Condition Based Maintenance, as built off of such data analysis, allows an asset owner to maintain machinery in a way that’s only just become possible. When a company knows when its machinery will fail and in what way, it allows for a vast increase in efficiency overall. Eliminated is the risk that on any given day a motor might fail. While the use CBM doesn’t mean that your machinery will never fail, it does mean that you will know exactly when an asset will and gives the luxury of planning out, months in advance, when to service assets so that they never fail unexpectedly, improving your overall efficiency as a company.

It’s also much cheaper and more efficient to make small fixes to a machine in advance compared to fixing a big failure at the last minute. CBM enables asset owners to make regular maintenance of targeted problems based on real knowledge a reality. In other words, when you maintain your equipment, big expensive machinery failures are much less likely to occur. CBM allows asset owners to do just that. It predicts those small things that, if over time with diligent maintenance are serviced, hugely reduce the risk of major, expensive failures. CBM enables informed maintenance based on real data. This can mean a huge reduction in overall costs of machine upkeep and, of course, the elimination of failures.

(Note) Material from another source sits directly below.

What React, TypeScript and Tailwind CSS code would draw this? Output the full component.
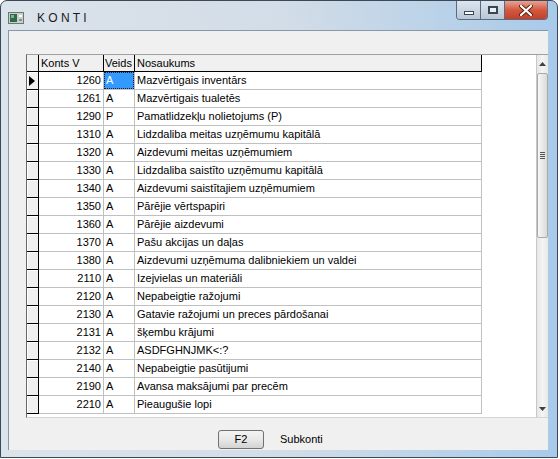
const rows: [string, string, string][] = [
    ["1260", "A", "Mazvērtigais inventārs"],
    ["1261", "A", "Mazvērtigais tualetēs"],
    ["1290", "P", "Pamatlidzekļu nolietojums (P)"],
    ["1310", "A", "Lidzdaliba meitas uzņēmumu kapitālā"],
    ["1320", "A", "Aizdevumi meitas uzņēmumiem"],
    ["1330", "A", "Lidzdaliba saistīto uzņēmumu kapitālā"],
    ["1340", "A", "Aizdevumi saistītajiem uzņēmumiem"],
    ["1350", "A", "Pārējie vērtspapiri"],
    ["1360", "A", "Pārējie aizdevumi"],
    ["1370", "A", "Pašu akcijas un daļas"],
    ["1380", "A", "Aizdevumi uzņēmuma dalibniekiem un valdei"],
    ["2110", "A", "Izejvielas un materiāli"],
    ["2120", "A", "Nepabeigtie ražojumi"],
    ["2130", "A", "Gatavie ražojumi un preces pārdošanai"],
    ["2131", "A", "šķembu krājumi"],
    ["2132", "A", "ASDFGHNJMK<:?"],
    ["2140", "A", "Nepabeigtie pasūtijumi"],
    ["2190", "A", "Avansa maksājumi par precēm"],
    ["2210", "A", "Pieaugušie lopi"],
];

function AppIcon() {
    return (
        <svg width="16" height="12" viewBox="0 0 16 12">
            <rect x="0.5" y="0.5" width="15" height="11" fill="#c9d1cc" stroke="#6b7872" />
            <rect x="2" y="2" width="7" height="8" fill="#2f6a4c" />
            <rect x="3" y="3" width="3" height="3" fill="#7fb08f" />
            <rect x="11" y="3" width="3" height="2" fill="#ffffff" />
            <rect x="11" y="7" width="3" height="2" fill="#8c8c8c" />
        </svg>
    );
}

function CaptionButtons() {
    return (
        <div className="flex h-[19px] mr-[9px] rounded-b-[4px] border border-t-0 border-[#5a6b7d] overflow-hidden">
            <div className="w-[24px] flex items-center justify-center bg-gradient-to-b from-[#dde6ef] to-[#b8c7d6] border-r border-[#5a6b7d]">
                <div className="w-[10px] h-[4px] mt-[5px] bg-white border border-[#3a4654]" />
            </div>
            <div className="w-[24px] flex items-center justify-center bg-gradient-to-b from-[#dde6ef] to-[#b8c7d6] border-r border-[#5a6b7d]">
                <div className="w-[10px] h-[8px] border-2 border-[#3a4654] bg-white/60" />
            </div>
            <div className="w-[42px] flex items-center justify-center bg-gradient-to-b from-[#e8a293] via-[#d2583f] to-[#c4402c]">
                <svg width="14" height="11" viewBox="0 0 14 11">
                    <path d="M2 1 L12 10 M12 1 L2 10" stroke="#5a1a10" strokeWidth="4" strokeLinecap="round" />
                    <path d="M2 1 L12 10 M12 1 L2 10" stroke="#ffffff" strokeWidth="2.2" strokeLinecap="round" />
                </svg>
            </div>
        </div>
    );
}

function Pointer() {
    return (
        <svg width="6" height="10" viewBox="0 0 6 10">
            <path d="M0 0 L6 5 L0 10 Z" fill="#000" />
        </svg>
    );
}

function ScrollBar() {
    return (
        <div className="w-[12px] flex flex-col bg-gradient-to-r from-[#e6e6e6] via-[#f4f4f4] to-[#e9e9e9] border-l border-[#c8c8c8]">
            <div className="h-[17px] flex items-center justify-center">
                <svg width="7" height="4" viewBox="0 0 7 4">
                    <path d="M0 4 L3.5 0 L7 4 Z" fill="#404040" />
                </svg>
            </div>
            <div className="mt-[1px] h-[165px] rounded-[2px] border border-[#a9a9a9] bg-gradient-to-r from-[#f7f7f7] to-[#dadada] flex items-center justify-center">
                <div className="flex flex-col gap-[1px]">
                    <div className="w-[5px] h-[1px] bg-[#555]" />
                    <div className="w-[5px] h-[1px] bg-[#555]" />
                    <div className="w-[5px] h-[1px] bg-[#555]" />
                    <div className="w-[5px] h-[1px] bg-[#555]" />
                </div>
            </div>
            <div className="flex-1" />
            <div className="h-[17px] flex items-center justify-center">
                <svg width="7" height="4" viewBox="0 0 7 4">
                    <path d="M0 0 L3.5 4 L7 0 Z" fill="#404040" />
                </svg>
            </div>
        </div>
    );
}

export default function App() {
    return (
        <div className="w-[560px] h-[459px] bg-white font-['Liberation_Sans',Arial,sans-serif] text-[11px] text-black">
            <div className="w-[558px] h-[458px] flex flex-col rounded-t-[7px] border border-[#3b4856] bg-gradient-to-r from-[#dbe3eb] via-[#d3dde7] to-[#a8cae9] overflow-hidden">
                {/* title bar */}
                <div className="h-[29px] shrink-0 flex items-start">
                    <div className="flex items-center h-[29px] pt-[4px] pl-[7px]">
                        <AppIcon />
                        <span className="ml-[13px] text-[12px] text-[#1a1a1a]">K O N T I</span>
                    </div>
                    <div className="ml-auto">
                        <CaptionButtons />
                    </div>
                </div>

                {/* frame sides + client */}
                <div className="flex h-[420px] pl-[7px] pr-[9px]">
                    <div className="w-[540px] h-[420px] flex flex-col bg-[#f0f0f0] border-t border-l border-[#8797a8] pt-[23px] pl-[17px]">
                        {/* grid */}
                        <div className="w-[522px] h-[364px] flex bg-white border-t border-[#a0a0a0] border-l border-l-[#696969] border-b border-b-[#d4d4d4]">
                            <div className="flex-1 flex flex-col">
                                {/* header */}
                                <div className="flex h-[17px] shrink-0">
                                    <div className="w-[12px] bg-[#f0f0f0] border-r border-b border-black" />
                                    <div className="w-[65px] pl-[2px] flex items-center bg-[#f0f0f0] border-r border-b border-black">Konts V</div>
                                    <div className="w-[31px] pl-[1px] flex items-center bg-[#f0f0f0] border-r border-b border-black">Veids</div>
                                    <div className="w-[347px] pl-[2px] flex items-center bg-[#f0f0f0] border-r border-b border-black">Nosaukums</div>
                                </div>
                                {/* rows */}
                                {rows.map(([konts, veids, nos], i) => (
                                    <div key={konts} className="flex h-[18px] shrink-0">
                                        <div className="w-[12px] flex items-center pl-[2px] bg-[#f0f0f0] border-r border-b border-black shadow-[inset_1px_1px_0_#ffffff]">
                                            {i === 0 && <Pointer />}
                                        </div>
                                        <div className="w-[65px] pr-[2px] flex items-center justify-end border-r border-b border-[#c0c0c0]">{konts}</div>
                                        {i === 0 ? (
                                            <div className="w-[31px] flex border-r border-b border-[#c0c0c0]">
                                                <div className="flex-1 flex items-center pl-[1px] bg-[#3399ff] text-white border border-dotted border-[#1a1a1a]">{veids}</div>
                                            </div>
                                        ) : (
                                            <div className="w-[31px] pl-[2px] flex items-center border-r border-b border-[#c0c0c0]">{veids}</div>
                                        )}
                                        <div className="w-[347px] pl-[2px] flex items-center border-r border-b border-[#c0c0c0] whitespace-nowrap">{nos}</div>
                                    </div>
                                ))}
                            </div>
                            <ScrollBar />
                        </div>

                        {/* bottom buttons */}
                        <div className="flex items-center mt-[12px] ml-[192px]">
                            <div className="w-[46px] h-[19px] flex items-center justify-center rounded-[3px] border border-[#707070] bg-gradient-to-b from-[#f3f3f3] via-[#e8e8e8] to-[#d3d3d3]">F2</div>
                            <span className="ml-[16px]">Subkonti</span>
                        </div>
                    </div>
                </div>
            </div>
        </div>
    );
}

While Smart Condition Monitoring and CBM are still a moving, growing area of technology, it is a strong, exciting path toward the future. As more companies collect bigger amounts of data, analyses will be even better at predicting how machinery will act, only improving efficiency and reducing costs more. Regardless of how this field grows, it’s undeniable that we are on the cusp of a fundamental change in industry, a development that will alter how companies use machinery and how machinery is maintained.